- DIRECTIONS FOR THIS TASK -
Make an exact transcription of the material, leaving out all images.

(Records from a collection)

— Start —

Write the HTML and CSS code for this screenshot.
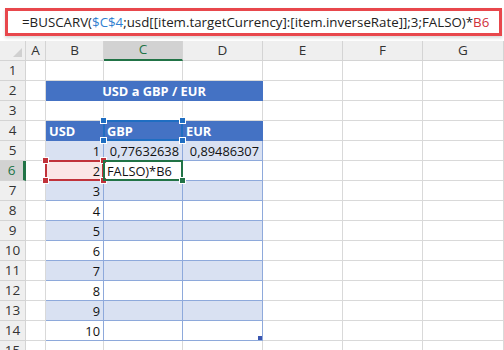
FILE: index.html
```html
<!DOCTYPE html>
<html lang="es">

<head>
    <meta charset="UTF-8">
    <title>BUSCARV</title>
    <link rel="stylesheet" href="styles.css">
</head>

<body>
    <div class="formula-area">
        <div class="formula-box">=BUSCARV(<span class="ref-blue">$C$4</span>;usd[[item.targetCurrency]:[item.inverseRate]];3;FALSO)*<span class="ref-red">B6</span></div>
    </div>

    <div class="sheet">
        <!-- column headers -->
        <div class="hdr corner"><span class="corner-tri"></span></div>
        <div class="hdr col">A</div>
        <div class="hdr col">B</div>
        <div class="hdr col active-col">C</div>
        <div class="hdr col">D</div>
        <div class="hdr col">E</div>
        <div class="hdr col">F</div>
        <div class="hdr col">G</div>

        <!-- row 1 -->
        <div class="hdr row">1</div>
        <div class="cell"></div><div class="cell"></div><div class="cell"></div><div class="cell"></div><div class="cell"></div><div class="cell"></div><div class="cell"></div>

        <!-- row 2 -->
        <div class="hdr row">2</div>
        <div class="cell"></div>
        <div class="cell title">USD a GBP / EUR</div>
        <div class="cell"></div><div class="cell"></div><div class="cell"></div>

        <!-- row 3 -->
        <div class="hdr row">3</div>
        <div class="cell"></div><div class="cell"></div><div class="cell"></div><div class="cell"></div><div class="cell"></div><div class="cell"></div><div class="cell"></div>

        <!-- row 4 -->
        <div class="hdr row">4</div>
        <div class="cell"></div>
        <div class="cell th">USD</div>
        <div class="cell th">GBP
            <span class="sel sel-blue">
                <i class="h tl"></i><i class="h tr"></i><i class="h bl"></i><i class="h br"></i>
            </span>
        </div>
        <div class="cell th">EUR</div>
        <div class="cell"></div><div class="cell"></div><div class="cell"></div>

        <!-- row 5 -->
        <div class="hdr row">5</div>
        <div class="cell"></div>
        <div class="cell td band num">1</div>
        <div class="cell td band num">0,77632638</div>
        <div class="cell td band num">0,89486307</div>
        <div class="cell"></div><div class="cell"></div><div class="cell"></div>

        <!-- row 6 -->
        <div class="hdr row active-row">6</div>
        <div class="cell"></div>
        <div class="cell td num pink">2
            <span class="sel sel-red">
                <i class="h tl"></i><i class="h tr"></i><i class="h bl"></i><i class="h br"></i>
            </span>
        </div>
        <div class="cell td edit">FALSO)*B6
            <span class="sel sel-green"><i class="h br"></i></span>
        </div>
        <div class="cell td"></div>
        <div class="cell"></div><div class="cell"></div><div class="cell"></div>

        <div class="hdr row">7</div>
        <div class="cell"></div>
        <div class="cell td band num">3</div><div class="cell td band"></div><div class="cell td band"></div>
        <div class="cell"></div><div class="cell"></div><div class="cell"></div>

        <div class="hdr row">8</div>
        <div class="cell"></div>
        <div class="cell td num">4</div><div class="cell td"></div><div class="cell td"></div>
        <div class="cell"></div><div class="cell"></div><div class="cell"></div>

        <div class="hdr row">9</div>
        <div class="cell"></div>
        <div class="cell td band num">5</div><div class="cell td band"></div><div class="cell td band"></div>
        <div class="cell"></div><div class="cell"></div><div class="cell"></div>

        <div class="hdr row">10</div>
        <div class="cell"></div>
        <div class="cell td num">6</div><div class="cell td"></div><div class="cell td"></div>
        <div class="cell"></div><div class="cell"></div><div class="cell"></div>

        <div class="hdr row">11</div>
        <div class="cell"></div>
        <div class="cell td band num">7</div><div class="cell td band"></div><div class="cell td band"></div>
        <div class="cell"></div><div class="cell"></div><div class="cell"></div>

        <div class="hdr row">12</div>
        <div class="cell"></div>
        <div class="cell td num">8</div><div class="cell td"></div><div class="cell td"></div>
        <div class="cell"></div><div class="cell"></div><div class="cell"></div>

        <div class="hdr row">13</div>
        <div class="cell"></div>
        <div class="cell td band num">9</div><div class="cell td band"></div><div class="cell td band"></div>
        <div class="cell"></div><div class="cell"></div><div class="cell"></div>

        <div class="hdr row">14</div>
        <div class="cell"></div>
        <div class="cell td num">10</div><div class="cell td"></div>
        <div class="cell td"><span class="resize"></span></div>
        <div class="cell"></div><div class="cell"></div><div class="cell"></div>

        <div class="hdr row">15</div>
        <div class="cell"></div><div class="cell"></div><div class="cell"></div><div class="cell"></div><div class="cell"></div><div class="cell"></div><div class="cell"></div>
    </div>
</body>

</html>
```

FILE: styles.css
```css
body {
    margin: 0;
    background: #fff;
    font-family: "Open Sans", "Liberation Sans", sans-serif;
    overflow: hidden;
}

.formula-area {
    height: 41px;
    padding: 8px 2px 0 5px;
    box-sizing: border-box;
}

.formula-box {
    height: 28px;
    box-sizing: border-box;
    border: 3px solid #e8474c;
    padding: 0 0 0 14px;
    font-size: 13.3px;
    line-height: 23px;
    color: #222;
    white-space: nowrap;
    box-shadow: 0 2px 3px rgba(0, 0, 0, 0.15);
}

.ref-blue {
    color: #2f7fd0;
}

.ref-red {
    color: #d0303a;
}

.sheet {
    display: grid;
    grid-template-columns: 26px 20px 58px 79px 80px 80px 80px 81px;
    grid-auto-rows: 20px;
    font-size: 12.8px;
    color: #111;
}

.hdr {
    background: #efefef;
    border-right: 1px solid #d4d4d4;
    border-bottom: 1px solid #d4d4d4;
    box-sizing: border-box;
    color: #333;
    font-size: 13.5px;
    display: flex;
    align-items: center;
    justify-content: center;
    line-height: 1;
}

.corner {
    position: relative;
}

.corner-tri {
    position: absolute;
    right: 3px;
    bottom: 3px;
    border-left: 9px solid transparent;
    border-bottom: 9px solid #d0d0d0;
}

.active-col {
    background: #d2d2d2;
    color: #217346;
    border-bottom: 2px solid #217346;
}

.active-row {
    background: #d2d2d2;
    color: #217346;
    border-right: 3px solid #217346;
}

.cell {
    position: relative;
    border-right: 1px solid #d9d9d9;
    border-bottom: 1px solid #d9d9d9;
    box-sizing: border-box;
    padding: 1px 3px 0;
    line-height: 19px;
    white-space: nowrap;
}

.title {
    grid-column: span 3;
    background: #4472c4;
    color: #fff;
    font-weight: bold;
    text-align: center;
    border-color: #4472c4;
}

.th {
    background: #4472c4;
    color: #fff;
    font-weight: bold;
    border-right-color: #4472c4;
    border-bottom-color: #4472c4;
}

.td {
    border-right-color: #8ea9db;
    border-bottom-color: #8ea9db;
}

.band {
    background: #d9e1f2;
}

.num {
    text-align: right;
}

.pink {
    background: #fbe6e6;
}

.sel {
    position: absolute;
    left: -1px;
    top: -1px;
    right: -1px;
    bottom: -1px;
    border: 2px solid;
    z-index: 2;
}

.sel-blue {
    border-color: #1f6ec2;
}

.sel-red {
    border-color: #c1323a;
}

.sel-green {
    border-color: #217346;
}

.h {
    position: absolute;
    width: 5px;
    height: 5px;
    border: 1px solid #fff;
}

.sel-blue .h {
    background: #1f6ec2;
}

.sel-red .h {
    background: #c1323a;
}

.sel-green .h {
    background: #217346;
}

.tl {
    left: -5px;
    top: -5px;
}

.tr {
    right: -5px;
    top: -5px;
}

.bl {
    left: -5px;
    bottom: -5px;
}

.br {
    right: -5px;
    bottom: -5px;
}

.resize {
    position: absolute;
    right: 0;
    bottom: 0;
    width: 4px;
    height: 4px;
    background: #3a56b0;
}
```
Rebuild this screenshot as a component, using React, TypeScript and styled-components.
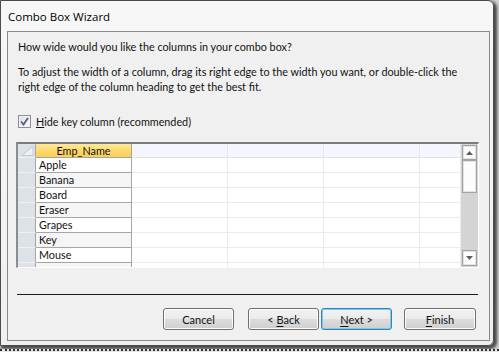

— End —

- ANSWER TO THE PROBLEM -
Write the HTML and CSS code for this screenshot.
FILE: index.html
```html
<!DOCTYPE html>
<html lang="es">

<head>
    <meta charset="UTF-8">
    <title>BUSCARV</title>
    <link rel="stylesheet" href="styles.css">
</head>

<body>
    <div class="formula-area">
        <div class="formula-box">=BUSCARV(<span class="ref-blue">$C$4</span>;usd[[item.targetCurrency]:[item.inverseRate]];3;FALSO)*<span class="ref-red">B6</span></div>
    </div>

    <div class="sheet">
        <!-- column headers -->
        <div class="hdr corner"><span class="corner-tri"></span></div>
        <div class="hdr col">A</div>
        <div class="hdr col">B</div>
        <div class="hdr col active-col">C</div>
        <div class="hdr col">D</div>
        <div class="hdr col">E</div>
        <div class="hdr col">F</div>
        <div class="hdr col">G</div>

        <!-- row 1 -->
        <div class="hdr row">1</div>
        <div class="cell"></div><div class="cell"></div><div class="cell"></div><div class="cell"></div><div class="cell"></div><div class="cell"></div><div class="cell"></div>

        <!-- row 2 -->
        <div class="hdr row">2</div>
        <div class="cell"></div>
        <div class="cell title">USD a GBP / EUR</div>
        <div class="cell"></div><div class="cell"></div><div class="cell"></div>

        <!-- row 3 -->
        <div class="hdr row">3</div>
        <div class="cell"></div><div class="cell"></div><div class="cell"></div><div class="cell"></div><div class="cell"></div><div class="cell"></div><div class="cell"></div>

        <!-- row 4 -->
        <div class="hdr row">4</div>
        <div class="cell"></div>
        <div class="cell th">USD</div>
        <div class="cell th">GBP
            <span class="sel sel-blue">
                <i class="h tl"></i><i class="h tr"></i><i class="h bl"></i><i class="h br"></i>
            </span>
        </div>
        <div class="cell th">EUR</div>
        <div class="cell"></div><div class="cell"></div><div class="cell"></div>

        <!-- row 5 -->
        <div class="hdr row">5</div>
        <div class="cell"></div>
        <div class="cell td band num">1</div>
        <div class="cell td band num">0,77632638</div>
        <div class="cell td band num">0,89486307</div>
        <div class="cell"></div><div class="cell"></div><div class="cell"></div>

        <!-- row 6 -->
        <div class="hdr row active-row">6</div>
        <div class="cell"></div>
        <div class="cell td num pink">2
            <span class="sel sel-red">
                <i class="h tl"></i><i class="h tr"></i><i class="h bl"></i><i class="h br"></i>
            </span>
        </div>
        <div class="cell td edit">FALSO)*B6
            <span class="sel sel-green"><i class="h br"></i></span>
        </div>
        <div class="cell td"></div>
        <div class="cell"></div><div class="cell"></div><div class="cell"></div>

        <div class="hdr row">7</div>
        <div class="cell"></div>
        <div class="cell td band num">3</div><div class="cell td band"></div><div class="cell td band"></div>
        <div class="cell"></div><div class="cell"></div><div class="cell"></div>

        <div class="hdr row">8</div>
        <div class="cell"></div>
        <div class="cell td num">4</div><div class="cell td"></div><div class="cell td"></div>
        <div class="cell"></div><div class="cell"></div><div class="cell"></div>

        <div class="hdr row">9</div>
        <div class="cell"></div>
        <div class="cell td band num">5</div><div class="cell td band"></div><div class="cell td band"></div>
        <div class="cell"></div><div class="cell"></div><div class="cell"></div>

        <div class="hdr row">10</div>
        <div class="cell"></div>
        <div class="cell td num">6</div><div class="cell td"></div><div class="cell td"></div>
        <div class="cell"></div><div class="cell"></div><div class="cell"></div>

        <div class="hdr row">11</div>
        <div class="cell"></div>
        <div class="cell td band num">7</div><div class="cell td band"></div><div class="cell td band"></div>
        <div class="cell"></div><div class="cell"></div><div class="cell"></div>

        <div class="hdr row">12</div>
        <div class="cell"></div>
        <div class="cell td num">8</div><div class="cell td"></div><div class="cell td"></div>
        <div class="cell"></div><div class="cell"></div><div class="cell"></div>

        <div class="hdr row">13</div>
        <div class="cell"></div>
        <div class="cell td band num">9</div><div class="cell td band"></div><div class="cell td band"></div>
        <div class="cell"></div><div class="cell"></div><div class="cell"></div>

        <div class="hdr row">14</div>
        <div class="cell"></div>
        <div class="cell td num">10</div><div class="cell td"></div>
        <div class="cell td"><span class="resize"></span></div>
        <div class="cell"></div><div class="cell"></div><div class="cell"></div>

        <div class="hdr row">15</div>
        <div class="cell"></div><div class="cell"></div><div class="cell"></div><div class="cell"></div><div class="cell"></div><div class="cell"></div><div class="cell"></div>
    </div>
</body>

</html>
```

FILE: styles.css
```css
body {
    margin: 0;
    background: #fff;
    font-family: "Open Sans", "Liberation Sans", sans-serif;
    overflow: hidden;
}

.formula-area {
    height: 41px;
    padding: 8px 2px 0 5px;
    box-sizing: border-box;
}

.formula-box {
    height: 28px;
    box-sizing: border-box;
    border: 3px solid #e8474c;
    padding: 0 0 0 14px;
    font-size: 13.3px;
    line-height: 23px;
    color: #222;
    white-space: nowrap;
    box-shadow: 0 2px 3px rgba(0, 0, 0, 0.15);
}

.ref-blue {
    color: #2f7fd0;
}

.ref-red {
    color: #d0303a;
}

.sheet {
    display: grid;
    grid-template-columns: 26px 20px 58px 79px 80px 80px 80px 81px;
    grid-auto-rows: 20px;
    font-size: 12.8px;
    color: #111;
}

.hdr {
    background: #efefef;
    border-right: 1px solid #d4d4d4;
    border-bottom: 1px solid #d4d4d4;
    box-sizing: border-box;
    color: #333;
    font-size: 13.5px;
    display: flex;
    align-items: center;
    justify-content: center;
    line-height: 1;
}

.corner {
    position: relative;
}

.corner-tri {
    position: absolute;
    right: 3px;
    bottom: 3px;
    border-left: 9px solid transparent;
    border-bottom: 9px solid #d0d0d0;
}

.active-col {
    background: #d2d2d2;
    color: #217346;
    border-bottom: 2px solid #217346;
}

.active-row {
    background: #d2d2d2;
    color: #217346;
    border-right: 3px solid #217346;
}

.cell {
    position: relative;
    border-right: 1px solid #d9d9d9;
    border-bottom: 1px solid #d9d9d9;
    box-sizing: border-box;
    padding: 1px 3px 0;
    line-height: 19px;
    white-space: nowrap;
}

.title {
    grid-column: span 3;
    background: #4472c4;
    color: #fff;
    font-weight: bold;
    text-align: center;
    border-color: #4472c4;
}

.th {
    background: #4472c4;
    color: #fff;
    font-weight: bold;
    border-right-color: #4472c4;
    border-bottom-color: #4472c4;
}

.td {
    border-right-color: #8ea9db;
    border-bottom-color: #8ea9db;
}

.band {
    background: #d9e1f2;
}

.num {
    text-align: right;
}

.pink {
    background: #fbe6e6;
}

.sel {
    position: absolute;
    left: -1px;
    top: -1px;
    right: -1px;
    bottom: -1px;
    border: 2px solid;
    z-index: 2;
}

.sel-blue {
    border-color: #1f6ec2;
}

.sel-red {
    border-color: #c1323a;
}

.sel-green {
    border-color: #217346;
}

.h {
    position: absolute;
    width: 5px;
    height: 5px;
    border: 1px solid #fff;
}

.sel-blue .h {
    background: #1f6ec2;
}

.sel-red .h {
    background: #c1323a;
}

.sel-green .h {
    background: #217346;
}

.tl {
    left: -5px;
    top: -5px;
}

.tr {
    right: -5px;
    top: -5px;
}

.bl {
    left: -5px;
    bottom: -5px;
}

.br {
    right: -5px;
    bottom: -5px;
}

.resize {
    position: absolute;
    right: 0;
    bottom: 0;
    width: 4px;
    height: 4px;
    background: #3a56b0;
}
```
Rebuild this screenshot as a component, using React, TypeScript and styled-components.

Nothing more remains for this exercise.